* begin Data for the task *
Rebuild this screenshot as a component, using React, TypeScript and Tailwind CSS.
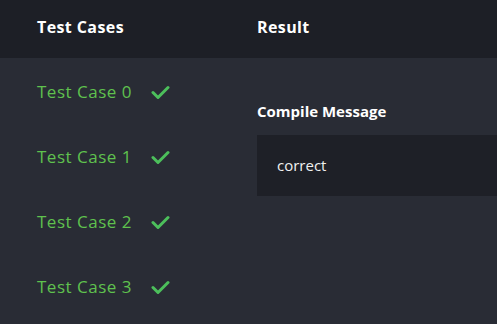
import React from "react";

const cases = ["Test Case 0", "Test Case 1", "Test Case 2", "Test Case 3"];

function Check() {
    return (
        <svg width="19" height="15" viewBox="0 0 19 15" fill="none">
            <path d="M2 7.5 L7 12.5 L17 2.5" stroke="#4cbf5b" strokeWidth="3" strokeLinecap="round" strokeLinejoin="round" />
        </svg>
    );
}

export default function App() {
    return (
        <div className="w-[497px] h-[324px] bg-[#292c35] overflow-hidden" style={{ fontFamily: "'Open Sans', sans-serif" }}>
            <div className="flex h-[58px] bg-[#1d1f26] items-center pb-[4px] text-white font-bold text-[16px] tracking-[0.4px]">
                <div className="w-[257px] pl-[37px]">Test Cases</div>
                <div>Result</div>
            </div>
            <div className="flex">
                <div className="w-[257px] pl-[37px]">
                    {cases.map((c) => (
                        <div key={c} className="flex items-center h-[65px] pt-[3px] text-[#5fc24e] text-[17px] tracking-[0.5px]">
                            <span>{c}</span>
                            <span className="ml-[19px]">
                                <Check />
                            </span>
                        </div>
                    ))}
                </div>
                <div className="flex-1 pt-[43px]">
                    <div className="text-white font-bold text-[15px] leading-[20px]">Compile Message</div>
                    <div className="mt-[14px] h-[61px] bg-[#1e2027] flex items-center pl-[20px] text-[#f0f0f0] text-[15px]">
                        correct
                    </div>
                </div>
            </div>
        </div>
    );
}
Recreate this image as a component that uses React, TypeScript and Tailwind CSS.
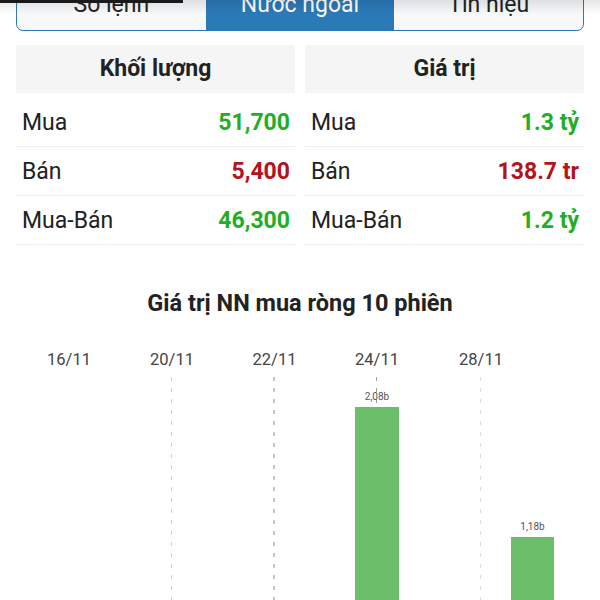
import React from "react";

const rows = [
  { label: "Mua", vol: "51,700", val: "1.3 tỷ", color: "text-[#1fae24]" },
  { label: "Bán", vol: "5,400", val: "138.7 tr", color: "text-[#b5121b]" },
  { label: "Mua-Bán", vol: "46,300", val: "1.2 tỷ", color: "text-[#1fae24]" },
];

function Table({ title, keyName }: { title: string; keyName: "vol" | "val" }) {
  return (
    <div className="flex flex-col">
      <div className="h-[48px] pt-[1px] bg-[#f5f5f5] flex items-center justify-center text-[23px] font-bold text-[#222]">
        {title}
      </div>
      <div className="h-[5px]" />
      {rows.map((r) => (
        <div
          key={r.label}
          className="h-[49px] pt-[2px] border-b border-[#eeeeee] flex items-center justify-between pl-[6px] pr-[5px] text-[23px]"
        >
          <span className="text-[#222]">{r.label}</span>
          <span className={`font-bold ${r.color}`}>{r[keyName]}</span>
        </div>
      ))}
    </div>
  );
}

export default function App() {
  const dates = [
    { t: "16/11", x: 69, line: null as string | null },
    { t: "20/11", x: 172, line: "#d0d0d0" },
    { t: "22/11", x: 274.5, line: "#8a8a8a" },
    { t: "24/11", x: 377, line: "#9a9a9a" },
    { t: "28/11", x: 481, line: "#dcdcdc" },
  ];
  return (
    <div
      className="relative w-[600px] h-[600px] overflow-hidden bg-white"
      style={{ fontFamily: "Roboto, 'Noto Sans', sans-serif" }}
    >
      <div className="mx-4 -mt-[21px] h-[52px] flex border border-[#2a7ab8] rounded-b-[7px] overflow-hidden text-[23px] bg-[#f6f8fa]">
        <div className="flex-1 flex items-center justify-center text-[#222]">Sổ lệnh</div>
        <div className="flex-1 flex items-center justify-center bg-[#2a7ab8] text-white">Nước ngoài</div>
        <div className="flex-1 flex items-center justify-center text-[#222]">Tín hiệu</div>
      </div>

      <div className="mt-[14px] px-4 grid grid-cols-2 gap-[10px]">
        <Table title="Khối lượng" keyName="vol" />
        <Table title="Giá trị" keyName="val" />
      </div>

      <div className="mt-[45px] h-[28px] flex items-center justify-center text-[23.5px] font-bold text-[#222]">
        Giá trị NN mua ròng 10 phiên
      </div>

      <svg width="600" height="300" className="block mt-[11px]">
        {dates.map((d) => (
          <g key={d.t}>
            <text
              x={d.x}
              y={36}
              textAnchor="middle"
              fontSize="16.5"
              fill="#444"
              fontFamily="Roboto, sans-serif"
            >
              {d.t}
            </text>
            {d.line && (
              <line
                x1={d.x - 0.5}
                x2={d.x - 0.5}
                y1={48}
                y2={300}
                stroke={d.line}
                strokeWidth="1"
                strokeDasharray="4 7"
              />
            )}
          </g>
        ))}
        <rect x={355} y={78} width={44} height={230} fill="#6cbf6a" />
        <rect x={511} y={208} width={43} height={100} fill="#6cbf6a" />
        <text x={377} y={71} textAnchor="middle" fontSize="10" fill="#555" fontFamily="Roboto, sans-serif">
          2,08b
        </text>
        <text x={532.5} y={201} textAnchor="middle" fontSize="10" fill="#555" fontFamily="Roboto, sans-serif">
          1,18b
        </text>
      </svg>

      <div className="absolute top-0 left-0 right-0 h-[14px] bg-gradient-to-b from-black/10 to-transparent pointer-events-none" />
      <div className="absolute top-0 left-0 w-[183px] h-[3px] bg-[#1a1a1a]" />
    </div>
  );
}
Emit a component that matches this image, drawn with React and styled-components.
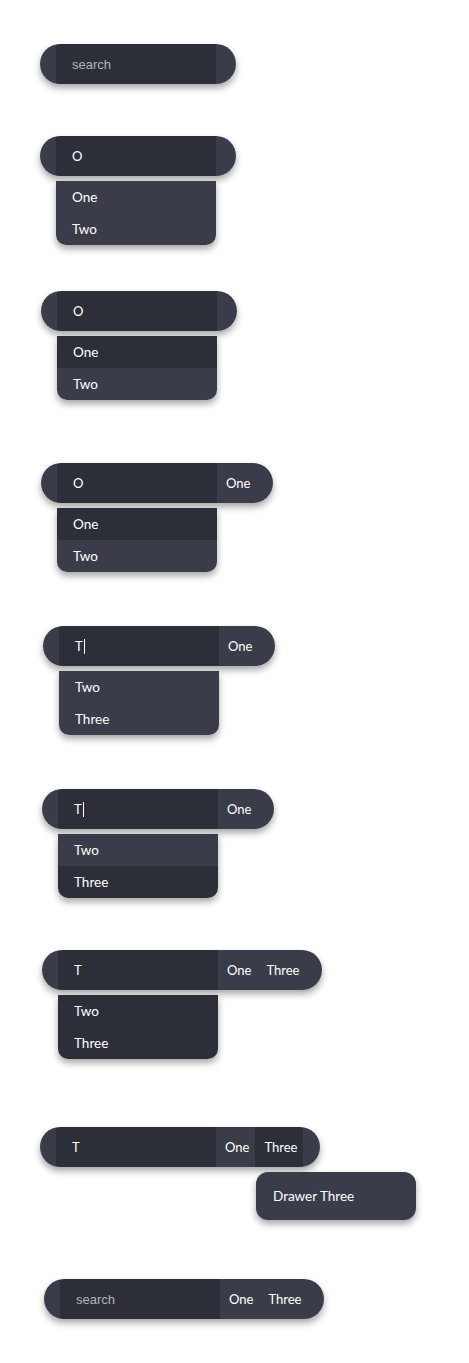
* end Data for the task *
→ Short problem: The records above must be transcribed exactly. Pictures are left out of the copy.

→ Solution:
Rebuild this screenshot as a component, using React, TypeScript and Tailwind CSS.
import React from "react";

const cases = ["Test Case 0", "Test Case 1", "Test Case 2", "Test Case 3"];

function Check() {
    return (
        <svg width="19" height="15" viewBox="0 0 19 15" fill="none">
            <path d="M2 7.5 L7 12.5 L17 2.5" stroke="#4cbf5b" strokeWidth="3" strokeLinecap="round" strokeLinejoin="round" />
        </svg>
    );
}

export default function App() {
    return (
        <div className="w-[497px] h-[324px] bg-[#292c35] overflow-hidden" style={{ fontFamily: "'Open Sans', sans-serif" }}>
            <div className="flex h-[58px] bg-[#1d1f26] items-center pb-[4px] text-white font-bold text-[16px] tracking-[0.4px]">
                <div className="w-[257px] pl-[37px]">Test Cases</div>
                <div>Result</div>
            </div>
            <div className="flex">
                <div className="w-[257px] pl-[37px]">
                    {cases.map((c) => (
                        <div key={c} className="flex items-center h-[65px] pt-[3px] text-[#5fc24e] text-[17px] tracking-[0.5px]">
                            <span>{c}</span>
                            <span className="ml-[19px]">
                                <Check />
                            </span>
                        </div>
                    ))}
                </div>
                <div className="flex-1 pt-[43px]">
                    <div className="text-white font-bold text-[15px] leading-[20px]">Compile Message</div>
                    <div className="mt-[14px] h-[61px] bg-[#1e2027] flex items-center pl-[20px] text-[#f0f0f0] text-[15px]">
                        correct
                    </div>
                </div>
            </div>
        </div>
    );
}
Recreate this image as a component that uses React, TypeScript and Tailwind CSS.
import React from "react";

const rows = [
  { label: "Mua", vol: "51,700", val: "1.3 tỷ", color: "text-[#1fae24]" },
  { label: "Bán", vol: "5,400", val: "138.7 tr", color: "text-[#b5121b]" },
  { label: "Mua-Bán", vol: "46,300", val: "1.2 tỷ", color: "text-[#1fae24]" },
];

function Table({ title, keyName }: { title: string; keyName: "vol" | "val" }) {
  return (
    <div className="flex flex-col">
      <div className="h-[48px] pt-[1px] bg-[#f5f5f5] flex items-center justify-center text-[23px] font-bold text-[#222]">
        {title}
      </div>
      <div className="h-[5px]" />
      {rows.map((r) => (
        <div
          key={r.label}
          className="h-[49px] pt-[2px] border-b border-[#eeeeee] flex items-center justify-between pl-[6px] pr-[5px] text-[23px]"
        >
          <span className="text-[#222]">{r.label}</span>
          <span className={`font-bold ${r.color}`}>{r[keyName]}</span>
        </div>
      ))}
    </div>
  );
}

export default function App() {
  const dates = [
    { t: "16/11", x: 69, line: null as string | null },
    { t: "20/11", x: 172, line: "#d0d0d0" },
    { t: "22/11", x: 274.5, line: "#8a8a8a" },
    { t: "24/11", x: 377, line: "#9a9a9a" },
    { t: "28/11", x: 481, line: "#dcdcdc" },
  ];
  return (
    <div
      className="relative w-[600px] h-[600px] overflow-hidden bg-white"
      style={{ fontFamily: "Roboto, 'Noto Sans', sans-serif" }}
    >
      <div className="mx-4 -mt-[21px] h-[52px] flex border border-[#2a7ab8] rounded-b-[7px] overflow-hidden text-[23px] bg-[#f6f8fa]">
        <div className="flex-1 flex items-center justify-center text-[#222]">Sổ lệnh</div>
        <div className="flex-1 flex items-center justify-center bg-[#2a7ab8] text-white">Nước ngoài</div>
        <div className="flex-1 flex items-center justify-center text-[#222]">Tín hiệu</div>
      </div>

      <div className="mt-[14px] px-4 grid grid-cols-2 gap-[10px]">
        <Table title="Khối lượng" keyName="vol" />
        <Table title="Giá trị" keyName="val" />
      </div>

      <div className="mt-[45px] h-[28px] flex items-center justify-center text-[23.5px] font-bold text-[#222]">
        Giá trị NN mua ròng 10 phiên
      </div>

      <svg width="600" height="300" className="block mt-[11px]">
        {dates.map((d) => (
          <g key={d.t}>
            <text
              x={d.x}
              y={36}
              textAnchor="middle"
              fontSize="16.5"
              fill="#444"
              fontFamily="Roboto, sans-serif"
            >
              {d.t}
            </text>
            {d.line && (
              <line
                x1={d.x - 0.5}
                x2={d.x - 0.5}
                y1={48}
                y2={300}
                stroke={d.line}
                strokeWidth="1"
                strokeDasharray="4 7"
              />
            )}
          </g>
        ))}
        <rect x={355} y={78} width={44} height={230} fill="#6cbf6a" />
        <rect x={511} y={208} width={43} height={100} fill="#6cbf6a" />
        <text x={377} y={71} textAnchor="middle" fontSize="10" fill="#555" fontFamily="Roboto, sans-serif">
          2,08b
        </text>
        <text x={532.5} y={201} textAnchor="middle" fontSize="10" fill="#555" fontFamily="Roboto, sans-serif">
          1,18b
        </text>
      </svg>

      <div className="absolute top-0 left-0 right-0 h-[14px] bg-gradient-to-b from-black/10 to-transparent pointer-events-none" />
      <div className="absolute top-0 left-0 w-[183px] h-[3px] bg-[#1a1a1a]" />
    </div>
  );
}
Emit a component that matches this image, drawn with React and styled-components.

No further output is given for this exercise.